Roan winced, and Scott said, “You’ve got to be kidding.”
“You get a price cut if two or more people order it at the same time,” Dallas said.
“Anyone wanna do it with me?” Grey wondered. “Roan?”
“Why are you lookin’ at me?” he replied, not sure if he should be offended or not. “I can’t do it, the smell of the stuff knocks me back like a sucker punch.” Which was absolutely true. Absinthe was far too strong for his heightened sense of smell; it was like taking a sledgehammer to the sinuses.
“I’ll do it,” Zack said cheerfully.
Dallas looked at him through squinted eyes. “How old are you?”
“Not old enough for absinthe,” Scott said for him. “Fine, I’ll try it.”
“Count me in,” Tank said. “Chère?”
Fiona shook her head. “Not my scene.”
“Umm, what’s it like?” Ethan wondered.
Scott patted him on the arm, like a parent soothing an upset kid. “If you have to ask, you aren’t ready for it. We’ll take the absinthe, but these two will take a couple of beers.” He indicated Zack and Ethan, and then looked at Roan and Dylan. “You guys want beer?”
Dylan shook his head. “I’d rather have a margarita.”
“Just give me a soda, anything with caffeine in it.” Roan was driving, and besides, he’d done enough drug mixing for one week.
The bartender nodded, and got the easy ones first, namely his Coke and the two beers. The margarita was next, and the absinthe was last.
There was a bit of a ritual with it. The little glasses were laid out, with a slotted spoon put over the top of each.

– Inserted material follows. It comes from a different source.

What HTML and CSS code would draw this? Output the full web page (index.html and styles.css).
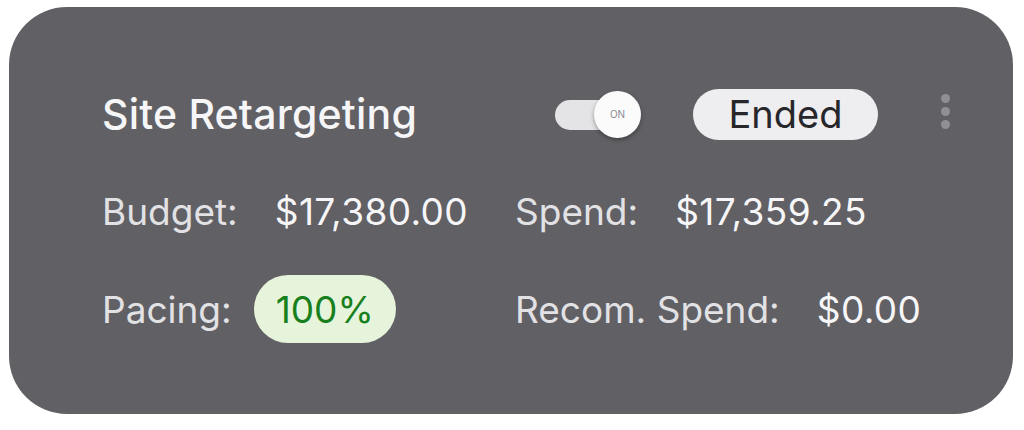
FILE: index.html
```html
<!DOCTYPE html>
<html lang="en">
<head>
  <meta charset="UTF-8">
  <meta name="viewport" content="width=device-width, initial-scale=1.0">
  <title>Campaign Card</title>
  <link rel="stylesheet" href="styles.css">
</head>
<body>

  <div class="card">
    <div class="card-header">
      <h2 class="card-title">Site Retargeting</h2>
      <div class="toggle">
        <span class="toggle-track"></span>
        <span class="toggle-knob">ON</span>
      </div>
      <span class="status">Ended</span>
      <span class="more">
        <i></i><i></i><i></i>
      </span>
    </div>

    <div class="stats">
      <div class="stat">
        <span class="stat-label">Budget:</span>
        <span class="stat-value">$17,380.00</span>
      </div>
      <div class="stat">
        <span class="stat-label">Spend:</span>
        <span class="stat-value">$17,359.25</span>
      </div>
      <div class="stat">
        <span class="stat-label">Pacing:</span>
        <span class="pacing">100%</span>
      </div>
      <div class="stat">
        <span class="stat-label">Recom. Spend:</span>
        <span class="stat-value">$0.00</span>
      </div>
    </div>
  </div>

</body>
</html>
```

FILE: styles.css
```css
body {
  font-family: Inter, "Noto Sans", sans-serif;
  margin: 0;
  background-color: #fff;
}

.card {
  box-sizing: border-box;
  width: 1004px;
  height: 407px;
  margin: 7px 0 0 9px;
  padding: 80px 63px 0 93px;
  background-color: #616065;
  border-radius: 58px;
  color: #f2f2f4;
}

.card-header {
  display: flex;
  align-items: center;
  height: 54px;
}

.card-title {
  flex-grow: 1;
  margin: 0;
  font-size: 41px;
  font-weight: 500;
  letter-spacing: 0.2px;
  color: #f6f6f8;
}

.toggle {
  position: relative;
  width: 86px;
  height: 47px;
  margin-right: 52px;
}

.toggle-track {
  position: absolute;
  left: 0;
  top: 9px;
  width: 70px;
  height: 30px;
  border-radius: 15px;
  background-color: #e4e4e7;
}

.toggle-knob {
  position: absolute;
  left: 39px;
  top: 0;
  width: 47px;
  height: 47px;
  border-radius: 50%;
  background-color: #fbfbfc;
  box-shadow: 0 2px 4px rgba(0, 0, 0, 0.35);
  display: flex;
  align-items: center;
  justify-content: center;
  font-size: 10px;
  color: #8a8a8e;
}

.status {
  box-sizing: border-box;
  width: 185px;
  height: 51px;
  border-radius: 26px;
  background-color: #eeeef1;
  color: #26262b;
  font-size: 38px;
  display: flex;
  align-items: center;
  justify-content: center;
  margin-right: 63px;
}

.more {
  display: flex;
  flex-direction: column;
  gap: 4px;
  margin-top: -6px;
}

.more i {
  width: 9px;
  height: 9px;
  border-radius: 50%;
  background-color: #909094;
}

.stats {
  display: grid;
  grid-template-columns: 413px auto;
  row-gap: 30px;
  margin-top: 36px;
}

.stat {
  display: flex;
  align-items: center;
  gap: 37px;
  height: 68px;
  font-size: 37px;
}

.stat-label {
  color: #e2e2e5;
}

.stat-value {
  color: #f6f6f8;
  letter-spacing: 0.4px;
}

.pacing {
  margin-left: -15px;
  padding: 0 22px;
  height: 68px;
  border-radius: 34px;
  background-color: #e7f4dc;
  color: #17801d;
  display: flex;
  align-items: center;
}
```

Dallas brought out a sugar bowl from beneath the bar, where sugar cubes that reeked of the anise-scented absinthe sat, and with a tiny pair of tongs he put a cube on each slotted spoon. Then he retrieved a tiny blowtorch, of the kind you used to brown the crust of a crème brulee, and set the alcohol-soaked cubes on fire. He then dumped the cubes in the small glass of green-colored liquor, which caught on fire, burning with a small, almost perfectly translucent flame, before he doused it with a shot glass full of water. Only then was the absinthe ready to drink. As far as Roan was concerned, if a drink had that many steps involved, it wasn’t worth it.